2002: To the University of Hawaii at Monoa, Honolulu, for field work for archeological research of wrecks of Civil War whaling ships destroyed by the C.S.S. Shenandoah in April  1865, in Pohnpei, Federated States of Micronesia.

Under the auspices of the American Battlefield Protection Program, National Park Service, U.S. Department of Interior, maritime archeologists are investigating Pohnahtik Harbor on Pohnpei.  Pohnahtik is the harbor where four whaling vessels were captured and sunk by the C.S.S. Shenandoah, a Confederate raider sent to the Pacific to destroy the merchant whaling fleet sailing from American ports. 

The Confederate government hoped that the loss of these valuable vessels would encourage the ship owners to petition the U.S. Government for a settlement with the Confederate States before they were forced to surrender.  From the sailing charts captured during the attack at Pohnpei, the Shenandoah was able to locate and virtually destroy the whaling fleet during the months of April through August, 1865.  Ironically, all of the destruction occurred after Lee's surrender at Appomattox. 

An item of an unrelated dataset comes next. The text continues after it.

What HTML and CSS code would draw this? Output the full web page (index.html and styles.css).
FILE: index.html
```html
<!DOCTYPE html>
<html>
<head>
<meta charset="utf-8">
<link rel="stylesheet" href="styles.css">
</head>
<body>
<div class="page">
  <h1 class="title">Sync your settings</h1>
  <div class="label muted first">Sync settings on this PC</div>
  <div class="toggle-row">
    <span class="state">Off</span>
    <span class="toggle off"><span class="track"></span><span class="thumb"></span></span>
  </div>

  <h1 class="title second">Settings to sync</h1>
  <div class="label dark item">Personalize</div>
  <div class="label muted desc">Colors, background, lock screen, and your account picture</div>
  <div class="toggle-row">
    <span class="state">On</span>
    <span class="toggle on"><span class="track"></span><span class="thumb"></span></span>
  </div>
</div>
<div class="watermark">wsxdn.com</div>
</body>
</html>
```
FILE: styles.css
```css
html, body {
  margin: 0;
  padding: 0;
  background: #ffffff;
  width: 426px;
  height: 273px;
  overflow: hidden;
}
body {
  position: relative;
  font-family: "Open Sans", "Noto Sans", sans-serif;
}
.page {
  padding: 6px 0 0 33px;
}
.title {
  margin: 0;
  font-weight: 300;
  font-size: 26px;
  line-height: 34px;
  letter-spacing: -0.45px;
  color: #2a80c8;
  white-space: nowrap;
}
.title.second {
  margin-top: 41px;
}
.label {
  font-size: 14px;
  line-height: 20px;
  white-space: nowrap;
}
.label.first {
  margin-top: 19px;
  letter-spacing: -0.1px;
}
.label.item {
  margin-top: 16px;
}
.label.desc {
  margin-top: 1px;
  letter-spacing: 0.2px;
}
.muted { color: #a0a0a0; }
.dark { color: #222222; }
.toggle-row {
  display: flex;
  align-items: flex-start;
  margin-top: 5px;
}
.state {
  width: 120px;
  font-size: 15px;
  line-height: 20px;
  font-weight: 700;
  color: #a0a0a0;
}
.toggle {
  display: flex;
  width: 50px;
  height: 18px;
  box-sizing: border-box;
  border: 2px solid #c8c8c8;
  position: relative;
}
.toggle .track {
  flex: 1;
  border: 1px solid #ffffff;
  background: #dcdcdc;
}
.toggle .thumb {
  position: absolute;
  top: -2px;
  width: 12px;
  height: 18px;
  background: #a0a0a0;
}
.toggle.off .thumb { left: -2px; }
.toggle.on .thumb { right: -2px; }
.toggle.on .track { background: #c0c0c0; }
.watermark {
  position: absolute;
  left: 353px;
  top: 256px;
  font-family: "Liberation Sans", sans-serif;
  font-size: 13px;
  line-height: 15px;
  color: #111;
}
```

While the action did not have an effect on the outcome of the Civil War, the whaling industry, already suffering a decline due to a decrease in the number of whales and an increase in the use of petroleum as an alternate fuel source, never recovered from the destruction of the 1865 whaling fleet.
                                      
MORE ON THIS INTERESTING GRANT... 

2001: To the Salisbury and South Wiltshire Museum, England for purchase of the Warminster Jewel
Discovered in a field near Wiltshire, England, the Warminster Jewel is an aestel (manuscript pointer) made of rock crystal and gold with an inset of lapis lazuli. The Skaggs Foundation was able to assist in its purchase after it was discovered that the museum did not qualify for the usual sources of funding for acquiring British antiquities. The Jewel dates from the ninth century.                             MORE ON THIS GRANT...

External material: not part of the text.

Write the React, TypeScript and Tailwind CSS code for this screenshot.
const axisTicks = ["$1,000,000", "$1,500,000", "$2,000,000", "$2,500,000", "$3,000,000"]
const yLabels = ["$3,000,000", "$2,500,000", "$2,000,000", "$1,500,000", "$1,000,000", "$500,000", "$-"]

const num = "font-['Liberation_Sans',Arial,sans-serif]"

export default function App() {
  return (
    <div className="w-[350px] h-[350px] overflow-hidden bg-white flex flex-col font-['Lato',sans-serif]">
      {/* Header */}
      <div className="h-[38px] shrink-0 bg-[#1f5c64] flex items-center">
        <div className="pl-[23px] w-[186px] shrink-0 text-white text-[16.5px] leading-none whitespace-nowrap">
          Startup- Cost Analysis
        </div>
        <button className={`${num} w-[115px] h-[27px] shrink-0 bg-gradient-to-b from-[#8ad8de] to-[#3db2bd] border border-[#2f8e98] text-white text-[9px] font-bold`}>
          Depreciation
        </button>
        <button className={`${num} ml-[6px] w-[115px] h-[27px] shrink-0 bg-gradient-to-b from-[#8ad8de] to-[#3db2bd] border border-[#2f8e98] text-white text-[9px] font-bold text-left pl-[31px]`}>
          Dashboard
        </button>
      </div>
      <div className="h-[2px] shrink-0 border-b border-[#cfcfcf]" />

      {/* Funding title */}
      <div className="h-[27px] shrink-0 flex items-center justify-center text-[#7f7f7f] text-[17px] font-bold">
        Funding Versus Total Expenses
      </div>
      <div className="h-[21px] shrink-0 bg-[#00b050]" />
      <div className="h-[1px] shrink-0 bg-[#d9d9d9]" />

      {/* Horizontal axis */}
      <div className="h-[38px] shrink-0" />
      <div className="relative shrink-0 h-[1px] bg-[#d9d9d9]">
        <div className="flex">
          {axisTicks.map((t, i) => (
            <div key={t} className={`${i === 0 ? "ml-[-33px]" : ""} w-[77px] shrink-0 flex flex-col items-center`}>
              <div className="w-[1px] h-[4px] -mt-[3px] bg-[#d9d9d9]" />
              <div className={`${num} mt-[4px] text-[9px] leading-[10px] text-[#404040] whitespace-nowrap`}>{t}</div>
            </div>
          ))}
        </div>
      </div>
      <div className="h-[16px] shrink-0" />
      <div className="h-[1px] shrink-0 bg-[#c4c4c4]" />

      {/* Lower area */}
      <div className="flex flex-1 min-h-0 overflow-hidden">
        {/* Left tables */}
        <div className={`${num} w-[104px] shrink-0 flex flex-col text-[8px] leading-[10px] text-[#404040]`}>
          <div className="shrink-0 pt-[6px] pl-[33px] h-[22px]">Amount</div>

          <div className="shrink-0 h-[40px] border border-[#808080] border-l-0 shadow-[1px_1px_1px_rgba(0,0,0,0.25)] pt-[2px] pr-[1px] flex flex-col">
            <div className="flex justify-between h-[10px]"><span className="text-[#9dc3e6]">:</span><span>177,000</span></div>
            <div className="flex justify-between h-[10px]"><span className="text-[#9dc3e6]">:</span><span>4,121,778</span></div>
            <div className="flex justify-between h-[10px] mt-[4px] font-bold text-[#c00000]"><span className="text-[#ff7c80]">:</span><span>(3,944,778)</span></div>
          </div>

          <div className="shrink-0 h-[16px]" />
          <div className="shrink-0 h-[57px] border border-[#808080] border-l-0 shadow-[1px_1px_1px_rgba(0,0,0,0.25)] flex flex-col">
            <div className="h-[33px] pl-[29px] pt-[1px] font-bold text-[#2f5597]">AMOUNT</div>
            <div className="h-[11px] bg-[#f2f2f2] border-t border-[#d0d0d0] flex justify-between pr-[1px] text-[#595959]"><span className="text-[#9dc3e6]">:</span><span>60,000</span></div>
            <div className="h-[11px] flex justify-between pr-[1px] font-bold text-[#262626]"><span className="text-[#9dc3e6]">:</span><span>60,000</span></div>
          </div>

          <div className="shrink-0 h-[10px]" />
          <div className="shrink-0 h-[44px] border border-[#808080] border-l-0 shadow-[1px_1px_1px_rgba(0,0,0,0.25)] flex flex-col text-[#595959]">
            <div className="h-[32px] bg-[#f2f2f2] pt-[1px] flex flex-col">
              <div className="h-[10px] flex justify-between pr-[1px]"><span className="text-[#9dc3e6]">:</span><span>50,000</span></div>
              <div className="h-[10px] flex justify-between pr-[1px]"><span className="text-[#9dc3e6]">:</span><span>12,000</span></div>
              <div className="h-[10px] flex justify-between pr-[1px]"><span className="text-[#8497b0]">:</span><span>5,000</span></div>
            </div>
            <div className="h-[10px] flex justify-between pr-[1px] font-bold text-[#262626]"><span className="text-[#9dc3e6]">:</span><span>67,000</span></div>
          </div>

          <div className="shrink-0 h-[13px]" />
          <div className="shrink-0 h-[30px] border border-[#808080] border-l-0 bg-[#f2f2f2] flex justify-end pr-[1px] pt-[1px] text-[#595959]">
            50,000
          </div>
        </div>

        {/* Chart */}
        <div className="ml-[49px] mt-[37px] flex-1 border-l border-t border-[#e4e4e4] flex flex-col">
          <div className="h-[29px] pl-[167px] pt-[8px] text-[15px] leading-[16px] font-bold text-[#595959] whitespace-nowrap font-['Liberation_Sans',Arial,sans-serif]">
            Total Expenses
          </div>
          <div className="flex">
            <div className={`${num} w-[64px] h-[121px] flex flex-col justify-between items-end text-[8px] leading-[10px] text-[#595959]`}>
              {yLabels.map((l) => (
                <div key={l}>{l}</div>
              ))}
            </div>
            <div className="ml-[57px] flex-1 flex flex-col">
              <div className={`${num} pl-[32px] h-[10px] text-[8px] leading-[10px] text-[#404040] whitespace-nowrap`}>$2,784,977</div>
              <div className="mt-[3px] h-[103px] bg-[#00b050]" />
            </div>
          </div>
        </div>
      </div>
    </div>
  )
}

2000: To the Textile Conservation Centre in Winchester, England for conservation of "deliberately concealed garments".
In the construction of medieval buildings, workers would conceal garments and shoes to ward off evil spirits and bring good luck to the inhabitants. When surprised modern workers discovered these untouched objects bricked into the walls of houses during the renovation of homes, they were brought to the attention of the University of Southampton's Textile Conservation Centre. A three-year grant totaling $30,000 from the Skaggs Foundation has been used to assist the collection, conservation and description of the fascinating artifacts of this curious practice from an age now long gone.

1999: To the Cobbe Foundation for restoration of Gustav Mahler's Graf piano
In a world where music collections are silent, the Cobbe Foundation offers a veritable gallery of sound. It collects and restores to playing, historic keyboard instruments such as those played by the likes of Bach, Chopin and Elgar. Austrian conductor and composer, Gustav Mahler (1860-1911), possessed a unique piano that has come into the Cobbe collection. The Skaggs Foundation contributed to the restoration of Mahler's Graf piano, one of only three surviving quadruple-string Grafs (Beethoven's being one of the other two).

1999: To the world-famous male vocal chorus, Chanticleer in order to purchase matching tuxedos
How could this group be expected to perform in mis-matched suits? The Skaggs Foundation helped with a modest grant to take care of this critical need.

The singers used to supply their own white tie and tails concert dress. Some outfits were new, some inherited, some tailored, some altered. The result was a mish-mash. The Skagg's grant provided for a complete set of new concert dress for each singer from Brooks Brothers!

More recently, they have been given a grant  to assist in the commissioning of a work to celebrate the 25th anniversary season of Chanticleer.  Sir John Tavener, one of the preeminent living composers for choral works, will prepare a work Laminations and Praises which draws upon Sir John's Greek Orthodox background in presenting a liturgical drama which depicts the Orthodox conception of Good Friday. The Libretto for Lamentations and Praises will be written by Orthodox Abbess Mother Thekla. The work will have its world premiere in 2002. 
                                
MORE ON THIS GRANT...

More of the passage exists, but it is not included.